Front-end source files
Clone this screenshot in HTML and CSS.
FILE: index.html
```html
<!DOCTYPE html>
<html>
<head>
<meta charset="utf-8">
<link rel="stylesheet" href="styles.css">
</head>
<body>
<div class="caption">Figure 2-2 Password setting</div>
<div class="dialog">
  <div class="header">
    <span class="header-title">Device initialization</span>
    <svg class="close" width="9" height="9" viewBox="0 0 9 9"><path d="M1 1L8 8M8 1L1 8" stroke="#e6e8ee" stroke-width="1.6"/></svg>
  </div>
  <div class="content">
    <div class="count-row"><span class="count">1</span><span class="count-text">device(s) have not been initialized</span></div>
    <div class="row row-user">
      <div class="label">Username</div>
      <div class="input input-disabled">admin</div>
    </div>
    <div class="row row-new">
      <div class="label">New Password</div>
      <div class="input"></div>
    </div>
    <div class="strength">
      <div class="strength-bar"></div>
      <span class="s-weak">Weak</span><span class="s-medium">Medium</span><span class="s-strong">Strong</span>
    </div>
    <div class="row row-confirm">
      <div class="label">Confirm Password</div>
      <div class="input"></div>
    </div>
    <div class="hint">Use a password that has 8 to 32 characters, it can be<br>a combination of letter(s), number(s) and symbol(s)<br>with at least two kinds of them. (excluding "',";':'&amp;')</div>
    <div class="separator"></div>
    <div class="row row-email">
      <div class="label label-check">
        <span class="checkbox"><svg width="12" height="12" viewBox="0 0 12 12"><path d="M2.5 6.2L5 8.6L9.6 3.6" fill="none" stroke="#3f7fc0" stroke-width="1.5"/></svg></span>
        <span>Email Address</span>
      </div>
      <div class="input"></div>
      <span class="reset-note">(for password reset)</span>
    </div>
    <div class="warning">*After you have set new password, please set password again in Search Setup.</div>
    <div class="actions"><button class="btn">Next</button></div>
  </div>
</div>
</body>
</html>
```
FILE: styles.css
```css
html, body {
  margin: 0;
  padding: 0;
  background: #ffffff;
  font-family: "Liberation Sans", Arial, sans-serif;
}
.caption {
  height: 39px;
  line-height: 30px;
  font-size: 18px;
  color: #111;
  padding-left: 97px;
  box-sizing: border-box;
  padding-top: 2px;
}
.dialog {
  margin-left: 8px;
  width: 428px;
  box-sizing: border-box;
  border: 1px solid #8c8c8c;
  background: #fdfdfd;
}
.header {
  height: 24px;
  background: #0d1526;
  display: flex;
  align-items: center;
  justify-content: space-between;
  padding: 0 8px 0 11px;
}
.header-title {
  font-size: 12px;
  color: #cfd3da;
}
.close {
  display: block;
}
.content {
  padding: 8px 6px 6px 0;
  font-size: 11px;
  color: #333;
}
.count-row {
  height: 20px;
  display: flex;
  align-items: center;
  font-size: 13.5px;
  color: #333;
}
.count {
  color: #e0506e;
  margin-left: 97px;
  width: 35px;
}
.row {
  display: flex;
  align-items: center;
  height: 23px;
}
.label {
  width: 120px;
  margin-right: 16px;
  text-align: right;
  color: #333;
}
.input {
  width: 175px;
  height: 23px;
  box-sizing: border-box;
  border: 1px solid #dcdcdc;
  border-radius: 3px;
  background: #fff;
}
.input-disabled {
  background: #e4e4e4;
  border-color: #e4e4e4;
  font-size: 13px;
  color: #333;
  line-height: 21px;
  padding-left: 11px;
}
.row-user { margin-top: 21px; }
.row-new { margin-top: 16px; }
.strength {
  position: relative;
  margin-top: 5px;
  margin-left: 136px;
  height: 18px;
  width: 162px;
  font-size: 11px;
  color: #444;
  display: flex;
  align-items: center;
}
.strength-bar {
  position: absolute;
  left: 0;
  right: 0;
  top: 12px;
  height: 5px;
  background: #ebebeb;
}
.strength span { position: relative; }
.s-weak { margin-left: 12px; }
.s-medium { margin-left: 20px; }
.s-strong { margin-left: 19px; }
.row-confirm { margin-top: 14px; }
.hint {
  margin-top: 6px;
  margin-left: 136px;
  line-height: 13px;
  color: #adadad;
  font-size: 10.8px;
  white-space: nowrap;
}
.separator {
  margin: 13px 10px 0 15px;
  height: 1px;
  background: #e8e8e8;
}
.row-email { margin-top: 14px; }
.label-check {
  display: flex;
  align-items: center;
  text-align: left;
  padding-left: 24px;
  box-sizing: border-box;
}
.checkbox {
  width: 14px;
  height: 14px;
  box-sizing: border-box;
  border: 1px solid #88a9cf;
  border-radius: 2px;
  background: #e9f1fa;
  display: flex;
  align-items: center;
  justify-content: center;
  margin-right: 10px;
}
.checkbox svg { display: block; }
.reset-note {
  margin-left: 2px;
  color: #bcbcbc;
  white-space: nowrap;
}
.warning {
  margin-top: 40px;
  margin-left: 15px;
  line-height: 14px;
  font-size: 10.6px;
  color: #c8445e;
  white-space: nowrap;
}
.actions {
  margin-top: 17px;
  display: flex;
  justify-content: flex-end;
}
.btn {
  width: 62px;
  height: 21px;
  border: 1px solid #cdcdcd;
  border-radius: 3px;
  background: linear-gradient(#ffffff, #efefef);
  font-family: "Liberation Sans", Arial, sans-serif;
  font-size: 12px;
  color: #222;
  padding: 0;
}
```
---
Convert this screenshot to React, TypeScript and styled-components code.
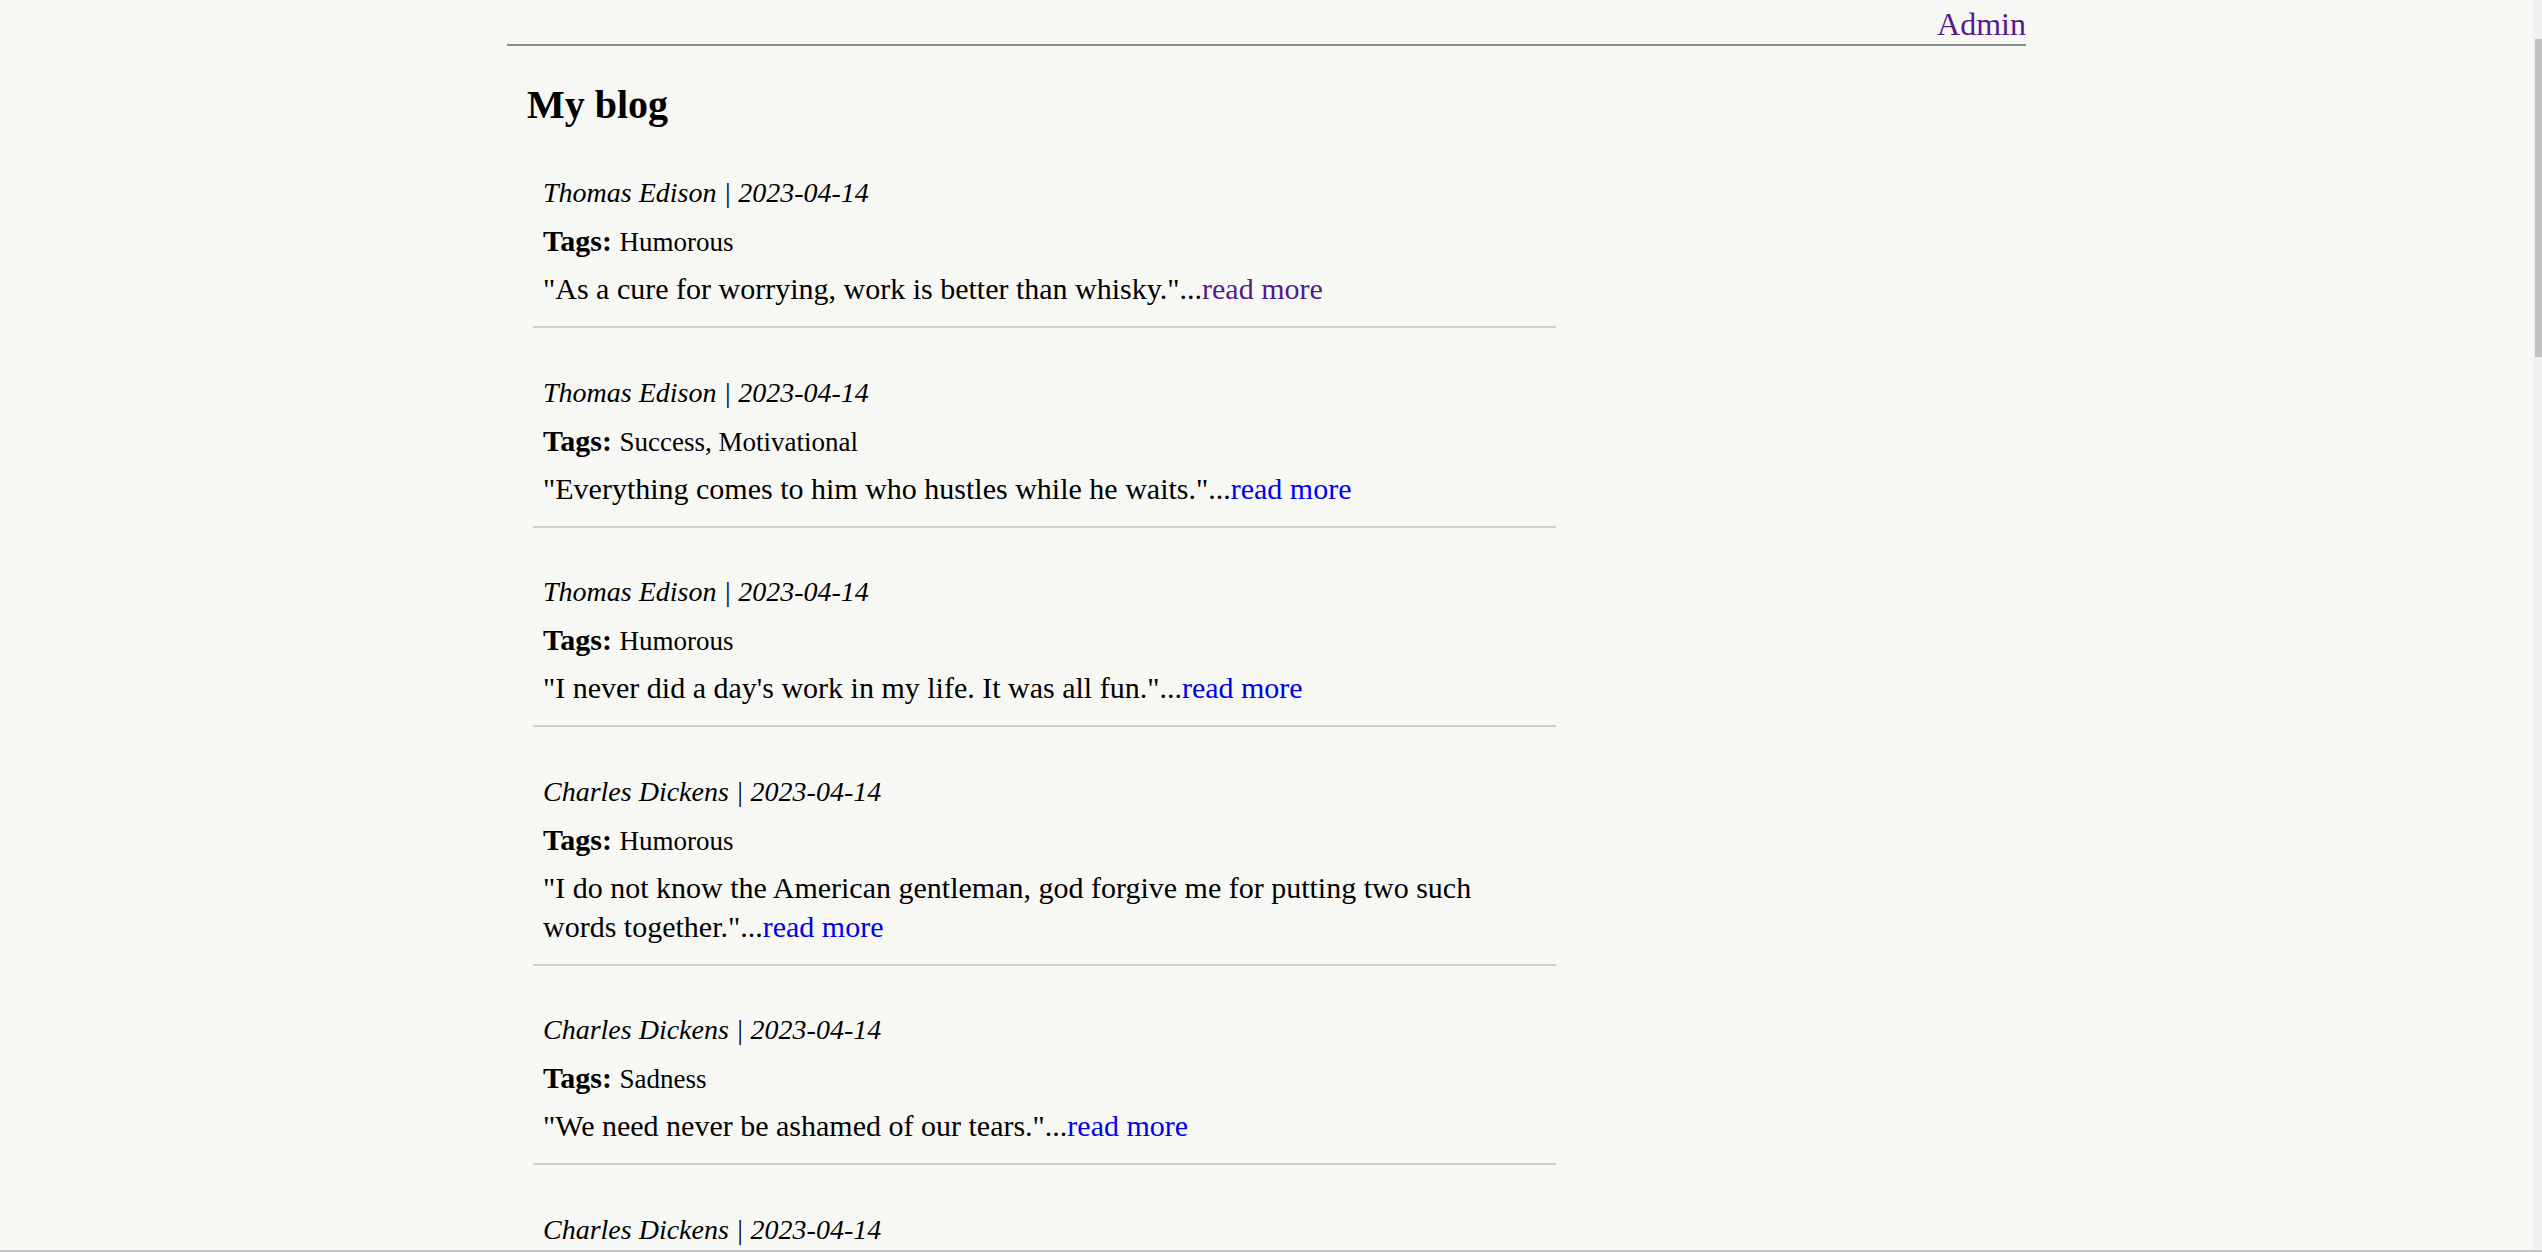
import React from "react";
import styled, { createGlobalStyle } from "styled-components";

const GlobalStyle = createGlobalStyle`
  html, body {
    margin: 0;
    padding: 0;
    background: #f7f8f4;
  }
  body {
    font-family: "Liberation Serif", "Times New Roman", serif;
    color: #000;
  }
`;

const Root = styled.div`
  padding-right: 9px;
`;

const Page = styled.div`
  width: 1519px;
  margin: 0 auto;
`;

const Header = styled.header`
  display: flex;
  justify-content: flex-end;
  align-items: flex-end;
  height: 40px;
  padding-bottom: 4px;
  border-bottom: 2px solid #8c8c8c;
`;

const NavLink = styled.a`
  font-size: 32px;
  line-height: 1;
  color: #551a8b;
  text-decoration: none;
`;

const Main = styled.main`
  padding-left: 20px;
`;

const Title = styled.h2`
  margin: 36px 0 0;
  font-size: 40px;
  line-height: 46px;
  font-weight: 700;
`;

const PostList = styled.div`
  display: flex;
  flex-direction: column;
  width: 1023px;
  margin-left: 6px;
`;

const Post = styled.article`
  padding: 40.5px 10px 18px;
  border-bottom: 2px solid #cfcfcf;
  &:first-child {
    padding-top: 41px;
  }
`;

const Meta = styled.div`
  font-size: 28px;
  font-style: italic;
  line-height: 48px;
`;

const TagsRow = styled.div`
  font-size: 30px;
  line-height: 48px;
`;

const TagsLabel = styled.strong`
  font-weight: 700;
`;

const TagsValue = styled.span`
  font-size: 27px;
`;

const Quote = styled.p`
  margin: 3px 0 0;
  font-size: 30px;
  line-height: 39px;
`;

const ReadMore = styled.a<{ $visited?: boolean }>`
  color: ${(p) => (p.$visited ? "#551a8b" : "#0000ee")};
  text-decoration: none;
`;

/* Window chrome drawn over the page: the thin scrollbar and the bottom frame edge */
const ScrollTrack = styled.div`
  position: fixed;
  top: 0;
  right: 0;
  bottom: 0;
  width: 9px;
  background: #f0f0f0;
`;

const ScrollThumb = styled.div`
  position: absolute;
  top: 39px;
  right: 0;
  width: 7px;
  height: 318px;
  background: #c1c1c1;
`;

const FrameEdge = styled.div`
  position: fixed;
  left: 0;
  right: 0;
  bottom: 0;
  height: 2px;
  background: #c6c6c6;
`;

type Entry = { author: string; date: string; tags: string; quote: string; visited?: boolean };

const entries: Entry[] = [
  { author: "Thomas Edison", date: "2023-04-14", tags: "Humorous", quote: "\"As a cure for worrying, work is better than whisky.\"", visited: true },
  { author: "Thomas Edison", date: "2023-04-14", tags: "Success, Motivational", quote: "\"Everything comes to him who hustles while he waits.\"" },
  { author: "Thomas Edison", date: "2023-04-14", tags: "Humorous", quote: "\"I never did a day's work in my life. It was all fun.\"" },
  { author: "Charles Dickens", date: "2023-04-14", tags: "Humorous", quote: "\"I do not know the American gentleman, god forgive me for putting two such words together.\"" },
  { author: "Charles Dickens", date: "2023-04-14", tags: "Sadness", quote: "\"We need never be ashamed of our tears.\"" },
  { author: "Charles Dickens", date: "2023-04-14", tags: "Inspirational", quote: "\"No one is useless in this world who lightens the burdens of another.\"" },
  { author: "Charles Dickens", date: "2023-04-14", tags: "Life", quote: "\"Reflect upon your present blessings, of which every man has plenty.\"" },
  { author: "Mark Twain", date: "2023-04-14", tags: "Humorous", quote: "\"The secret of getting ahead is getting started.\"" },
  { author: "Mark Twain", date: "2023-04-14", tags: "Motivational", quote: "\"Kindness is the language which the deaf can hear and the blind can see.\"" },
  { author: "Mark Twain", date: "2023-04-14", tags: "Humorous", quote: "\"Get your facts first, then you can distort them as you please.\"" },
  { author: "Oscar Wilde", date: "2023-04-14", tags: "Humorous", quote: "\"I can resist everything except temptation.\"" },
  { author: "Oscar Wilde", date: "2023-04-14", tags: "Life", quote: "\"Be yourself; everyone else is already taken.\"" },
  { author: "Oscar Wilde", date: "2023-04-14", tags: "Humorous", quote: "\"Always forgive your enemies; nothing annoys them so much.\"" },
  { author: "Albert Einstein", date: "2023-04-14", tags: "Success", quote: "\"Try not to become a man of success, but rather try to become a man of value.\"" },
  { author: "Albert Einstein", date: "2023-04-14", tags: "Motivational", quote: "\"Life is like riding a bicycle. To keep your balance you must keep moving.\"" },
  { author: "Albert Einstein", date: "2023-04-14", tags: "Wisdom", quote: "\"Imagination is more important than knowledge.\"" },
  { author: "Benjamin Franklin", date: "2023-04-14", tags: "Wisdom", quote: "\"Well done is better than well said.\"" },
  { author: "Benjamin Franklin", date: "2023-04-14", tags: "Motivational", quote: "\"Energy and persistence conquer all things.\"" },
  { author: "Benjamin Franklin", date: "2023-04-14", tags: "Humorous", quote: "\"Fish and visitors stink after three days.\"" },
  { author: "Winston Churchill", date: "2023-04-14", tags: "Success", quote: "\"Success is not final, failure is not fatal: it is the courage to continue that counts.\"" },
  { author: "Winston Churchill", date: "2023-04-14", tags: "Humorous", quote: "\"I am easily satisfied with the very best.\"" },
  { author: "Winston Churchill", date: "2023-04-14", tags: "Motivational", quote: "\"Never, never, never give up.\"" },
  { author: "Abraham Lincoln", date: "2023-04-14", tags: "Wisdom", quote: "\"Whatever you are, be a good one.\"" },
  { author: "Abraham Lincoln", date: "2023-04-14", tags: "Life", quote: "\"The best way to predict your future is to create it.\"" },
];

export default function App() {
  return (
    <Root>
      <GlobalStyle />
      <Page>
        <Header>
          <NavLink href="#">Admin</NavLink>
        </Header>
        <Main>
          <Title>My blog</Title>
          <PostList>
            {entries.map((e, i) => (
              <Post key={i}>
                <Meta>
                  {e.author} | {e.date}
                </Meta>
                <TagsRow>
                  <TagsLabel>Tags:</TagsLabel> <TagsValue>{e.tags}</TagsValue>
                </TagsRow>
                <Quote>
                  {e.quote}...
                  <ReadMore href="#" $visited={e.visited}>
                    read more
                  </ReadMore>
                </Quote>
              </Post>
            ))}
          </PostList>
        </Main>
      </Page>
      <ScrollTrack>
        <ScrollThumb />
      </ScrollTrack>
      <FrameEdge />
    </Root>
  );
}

WRITTEN REQUEST
Your answer should be a single number: the count of lines in the material above that contain "this".

COMPLETED TASK
3